There is a widespread interpretation of Maxwell's equations indicating that spatially varying electric and magnetic fields can cause each other to change in time, thus giving rise to a propagating electromagnetic waves[3] (electromagnetism). However, Jefimenko's equations show an alternative point of view.[4] Jefimenko says, "...neither Maxwell's equations nor their solutions indicate an existence of causal links between electric and magnetic fields. Therefore, we must conclude that an electromagnetic field is a dual entity always having an electric and a magnetic component simultaneously created by their common sources: time-variable electric charges and currents." [5]

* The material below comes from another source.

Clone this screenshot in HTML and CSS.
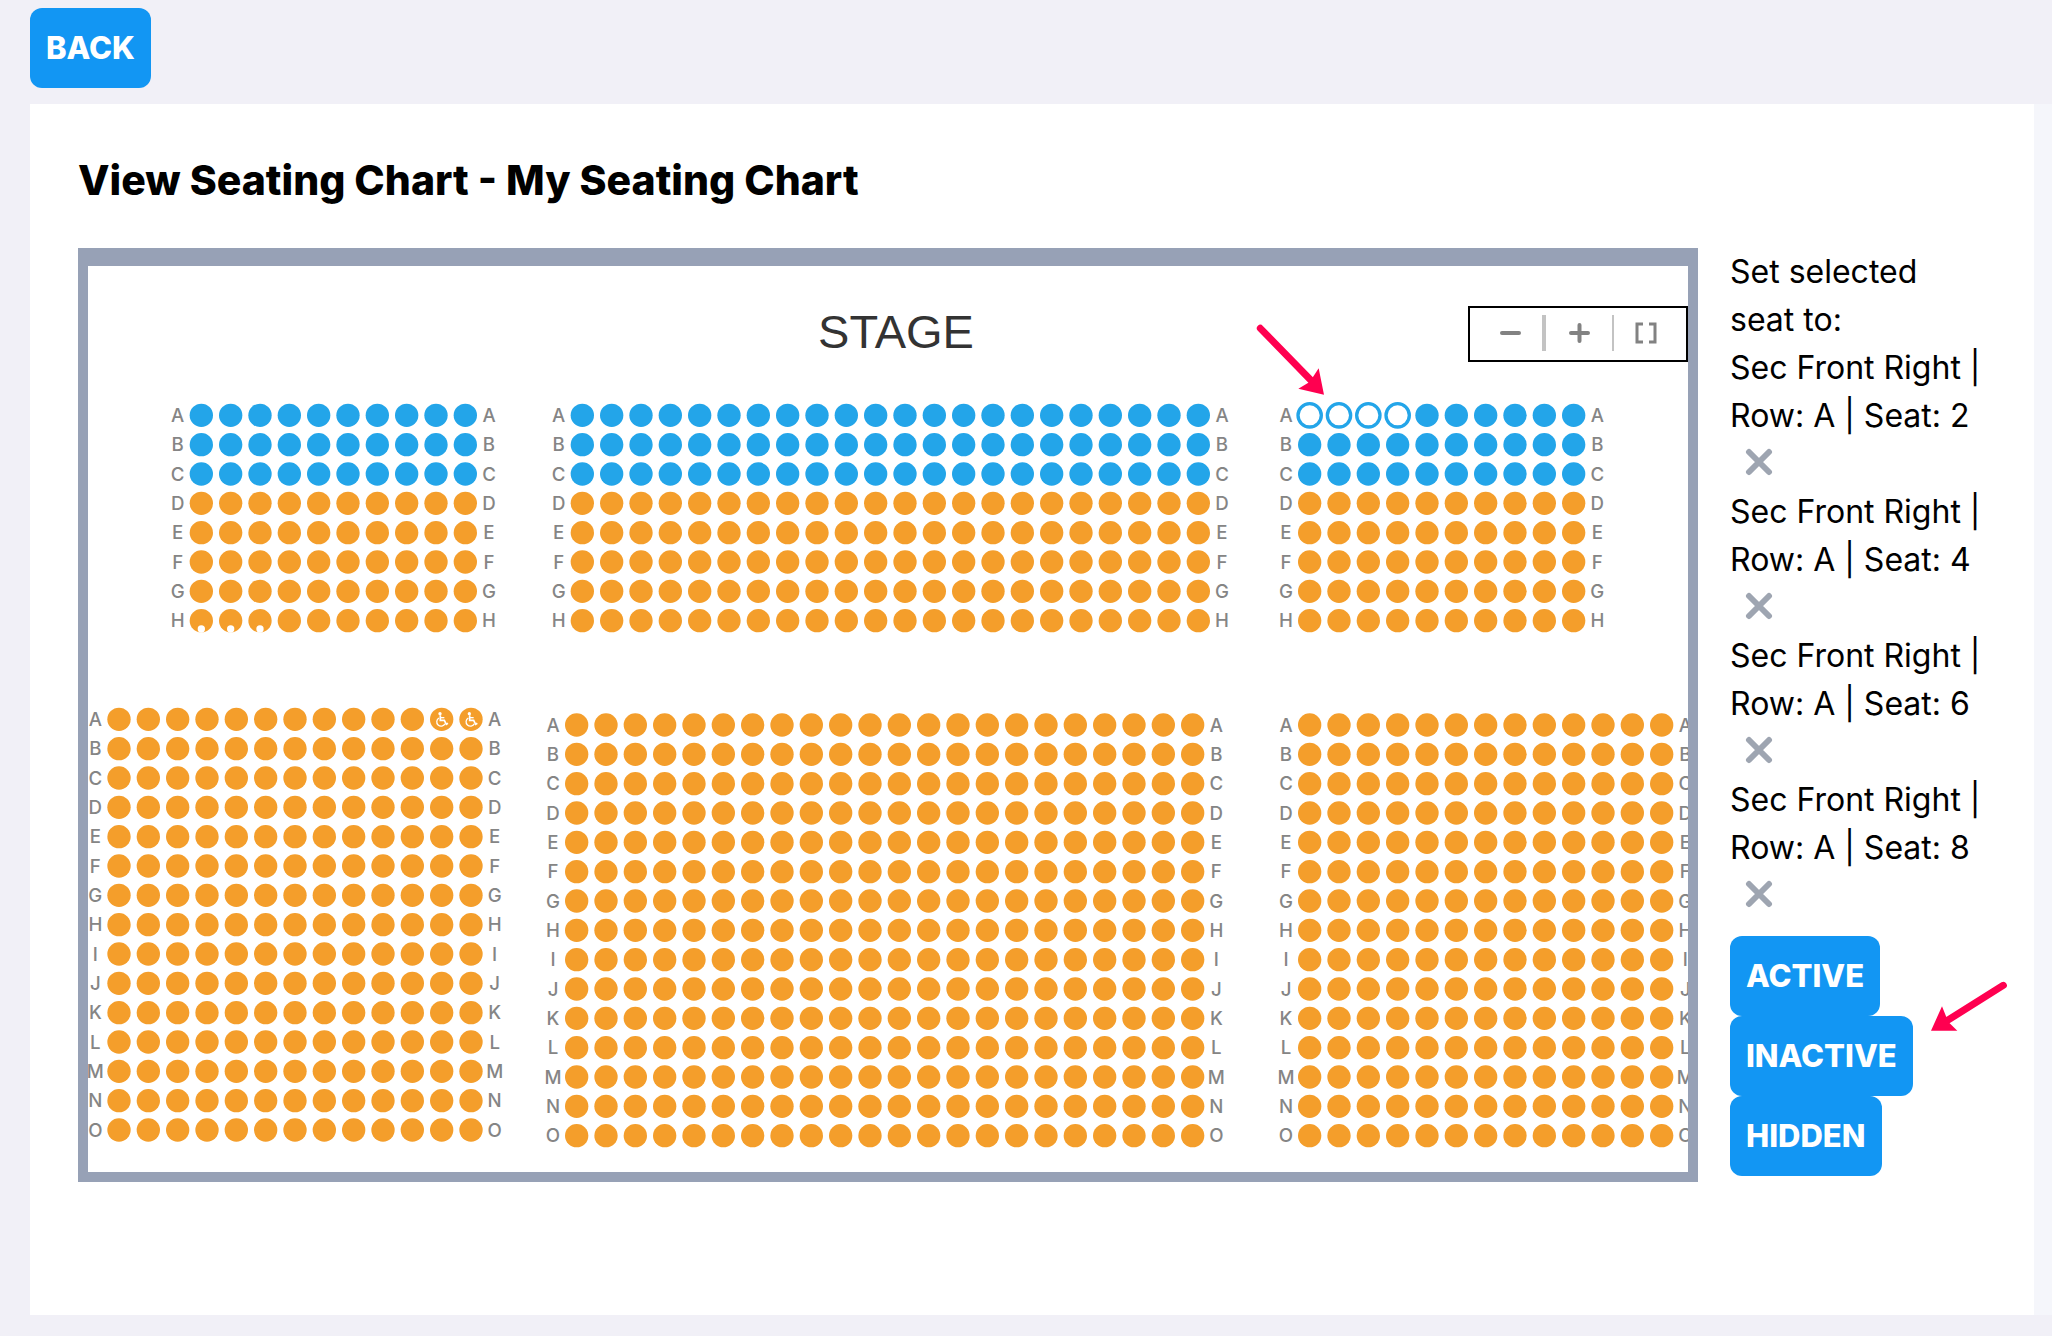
FILE: index.html
```html
<!DOCTYPE html>
<html lang="en">
<head>
	<meta charset="utf-8">
	<title>View Seating Chart</title>
	<link rel="stylesheet" href="styles.css">
</head>
<body>
	<header class="topbar">
		<button type="button" class="btn">BACK</button>
	</header>
	<main class="page">
		<div class="panel">
			<h1 class="title">View Seating Chart - My Seating Chart</h1>
			<div class="content">
				<div class="chart">
					<svg class="seatmap" id="seatmap" viewBox="0 0 4800 2718" role="img" aria-label="Seating chart">
						<defs>
							<g id="wheelchair" fill="none" stroke="#fff" stroke-width="5">
								<circle cx="-5" cy="-17" r="5" fill="#fff" stroke="none"/>
								<path d="M-4 -12V3H8L14 15L19 12"/>
								<path d="M-4 -5H8" stroke-width="4"/>
								<path d="M-8 -4A13 13 0 1 0 10 13" stroke-width="4"/>
							</g>
						</defs>
						<text class="stage" x="2424" y="247">STAGE</text>
						<g id="sections"></g>
						<g class="pointer" transform="translate(3456 72)">
							<path class="shaft" d="M61 115L212 270"/>
							<path d="M252 314L236 235L217 264L205 278L175 296Z"/>
						</g>
					</svg>
					<div class="tools">
						<button type="button" aria-label="Zoom out">
							<svg width="24" height="24" viewBox="0 0 24 24"><path d="M4 12H21"/></svg>
						</button>
						<span class="bar wide"></span>
						<button type="button" aria-label="Zoom in">
							<svg width="24" height="24" viewBox="0 0 24 24"><path d="M4 12H21M12.500 4V20"/></svg>
						</button>
						<span class="bar"></span>
						<button type="button" aria-label="Reset zoom">
							<svg width="24" height="24" viewBox="0 0 24 24"><path class="thin" d="M9 3H3V21H9M15 3H21V21H15"/></svg>
						</button>
					</div>
				</div>
				<aside class="side">
					<p>Set selected<br>seat to:</p>
					<ul class="picked">
						<li>Sec Front Right |<br>Row: A | Seat: 2
							<button type="button" class="remove" aria-label="Remove seat 2"><svg width="28" height="28" viewBox="0 0 28 28"><path d="M4 4L24 24M24 4L4 24"/></svg></button>
						</li>
						<li>Sec Front Right |<br>Row: A | Seat: 4
							<button type="button" class="remove" aria-label="Remove seat 4"><svg width="28" height="28" viewBox="0 0 28 28"><path d="M4 4L24 24M24 4L4 24"/></svg></button>
						</li>
						<li>Sec Front Right |<br>Row: A | Seat: 6
							<button type="button" class="remove" aria-label="Remove seat 6"><svg width="28" height="28" viewBox="0 0 28 28"><path d="M4 4L24 24M24 4L4 24"/></svg></button>
						</li>
						<li>Sec Front Right |<br>Row: A | Seat: 8
							<button type="button" class="remove" aria-label="Remove seat 8"><svg width="28" height="28" viewBox="0 0 28 28"><path d="M4 4L24 24M24 4L4 24"/></svg></button>
						</li>
					</ul>
					<div class="actions">
						<button type="button" class="btn">ACTIVE</button>
						<button type="button" class="btn">INACTIVE</button>
						<button type="button" class="btn">HIDDEN</button>
						<svg class="pointer note" width="76" height="50" viewBox="0 0 228 150">
							<path class="shaft" d="M217 13L50 118"/>
							<path d="M0 149L33 76L45 106L56 127L79 149Z"/>
						</svg>
					</div>
				</aside>
			</div>
		</div>
	</main>
	<script src="seats.js"></script>
</body>
</html>
```
FILE: styles.css
```css
*{box-sizing:border-box;}
body{margin:0;background:#f1f0f7;color:#000;font-family:Inter,"Open Sans",sans-serif;font-size:32px;line-height:48px;}
p,ul,h1{margin:0;padding:0;}
button{font-family:inherit;border:0;cursor:pointer;}
.topbar{padding:8px 30px 16px;line-height:0;}
.btn{
	height:80px;padding:0 16px;
	border-radius:12px;background:#1296f3;
	color:#fff;font-size:31px;font-weight:800;line-height:48px;
}
.page{margin:0 0 21px 30px;padding-right:18px;background:#f5f6fb;}
.panel{padding:48px 48px 133px;background:#fff;}
.title{margin-bottom:40px;font-size:41px;font-weight:800;line-height:56px;}
.content{display:flex;align-items:flex-start;gap:32px;}

/* chart */
.chart{position:relative;flex:1;min-width:0;border:10px solid #97a1b6;border-top-width:18px;}
.seatmap{display:block;width:100%;height:auto;}
.stage{font-family:"Liberation Sans",Arial,sans-serif;font-size:141px;fill:#333;text-anchor:middle;}
.label{font-size:56px;font-weight:500;fill:#858585;text-anchor:middle;}
.seat{fill:#f49e2b;}
.seat.blue{fill:#23a5e9;}
.seat.selected{fill:#fff;stroke:#23a5e9;stroke-width:10px;}
.pointer{fill:#ff0050;}
.pointer .shaft{fill:none;stroke:#ff0050;stroke-width:21px;stroke-linecap:round;}
.tools{
	position:absolute;top:40px;right:0;
	display:flex;align-items:center;
	width:220px;height:56px;padding:0 7px 2px;
	border:2px solid #000;background:#fff;
}
.tools button{display:flex;flex:1;justify-content:center;padding:0;background:none;}
.tools path{fill:none;stroke:#828282;stroke-width:4px;stroke-linecap:round;}
.tools .thin{stroke-width:3px;stroke-linecap:butt;}
.bar{width:2px;height:36px;background:#c3c3c3;}
.bar.wide{width:4px;}

/* selected seats */
.side{width:256px;white-space:nowrap;}
.picked{list-style:none;}
.remove{display:flex;align-items:center;height:48px;padding:0 0 4px 15px;background:none;}
.remove path{stroke:#9ea5b1;stroke-width:6px;stroke-linecap:round;}
.actions{position:relative;display:flex;flex-direction:column;align-items:flex-start;margin-top:16px;}
.note{position:absolute;top:45px;left:201px;}
```
FILE: seats.js
```js
// x, y is the centre of the first seat; seats are 88 units apart
var PITCH = 88;
var sections = [
	{x: 340, y: 448, cols: 10, rows: 8, blue: 3, marked: 3},
	{x: 1483, y: 448, cols: 22, rows: 8, blue: 3},
	{x: 3665, y: 448, cols: 10, rows: 8, blue: 3, selected: 4},
	{x: 93, y: 1360, cols: 13, rows: 15, wheelchair: 2},
	{x: 1466, y: 1377, cols: 22, rows: 15},
	{x: 3665, y: 1377, cols: 13, rows: 15}
];

function label(x, y, text) {
	return '<text class="label" x="' + x + '" y="' + (y + 20) + '">' + text + '</text>';
}

function drawSection(s) {
	var out = '';
	for (var r = 0; r < s.rows; r++) {
		var y = s.y + r * PITCH;
		var name = String.fromCharCode(65 + r);
		out += label(s.x - 71, y, name);
		for (var c = 0; c < s.cols; c++) {
			var x = s.x + c * PITCH;
			var picked = r === 0 && c < s.selected;
			var cls = 'seat' + (r < s.blue ? ' blue' : '') + (picked ? ' selected' : '');
			out += '<circle class="' + cls + '" cx="' + x + '" cy="' + y + '" r="35"/>';
			if (r === s.rows - 1 && c < s.marked) {
				out += '<circle cx="' + x + '" cy="' + (y + 25) + '" r="11" fill="#fff"/>';
			}
			if (r === 0 && c >= s.cols - s.wheelchair) {
				out += '<use href="#wheelchair" x="' + x + '" y="' + y + '"/>';
			}
		}
		out += label(s.x + (s.cols - 1) * PITCH + 71, y, name);
	}
	return out;
}

document.getElementById('sections').innerHTML = sections.map(drawSection).join('');
```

As pointed out by McDonald,[6] Jefimenko's equations seem to appear first in 1962 in the second edition of Panofsky and Phillips's classic textbook.[7] Essential features of these equations are easily observed which is that the right hand sides involve "retarded" time which reflects the "causality" of the expressions. In other words, the left side of each equation is actually "caused" by the right side, unlike the normal differential expressions for Maxwell's equations where both sides take place simultaneously. In the typical expressions for Maxwell's equations there is no doubt that both sides are equal to each other, but as Jefimenko notes, "... since each of these equations connects quantities simultaneous in time, none of these equations can represent a causal relation." [8] The second feature is that the expression for E does not depend upon B and vice versa. Hence, it is impossible for E and B fields to be "creating" each other. Charge density and current density are creating them both.

Jefimenko clears this up perfectly! Thanks for forwarding me here. No wonder I was having problems with Maxwell's equations. They simply show a relation; in terms of causality it is another source that creates them all together! I wish my book explained these things. I am beginning to think that the writers don't know what they are talking about considering it so strongly speaks of Maxwell's equations being the cause.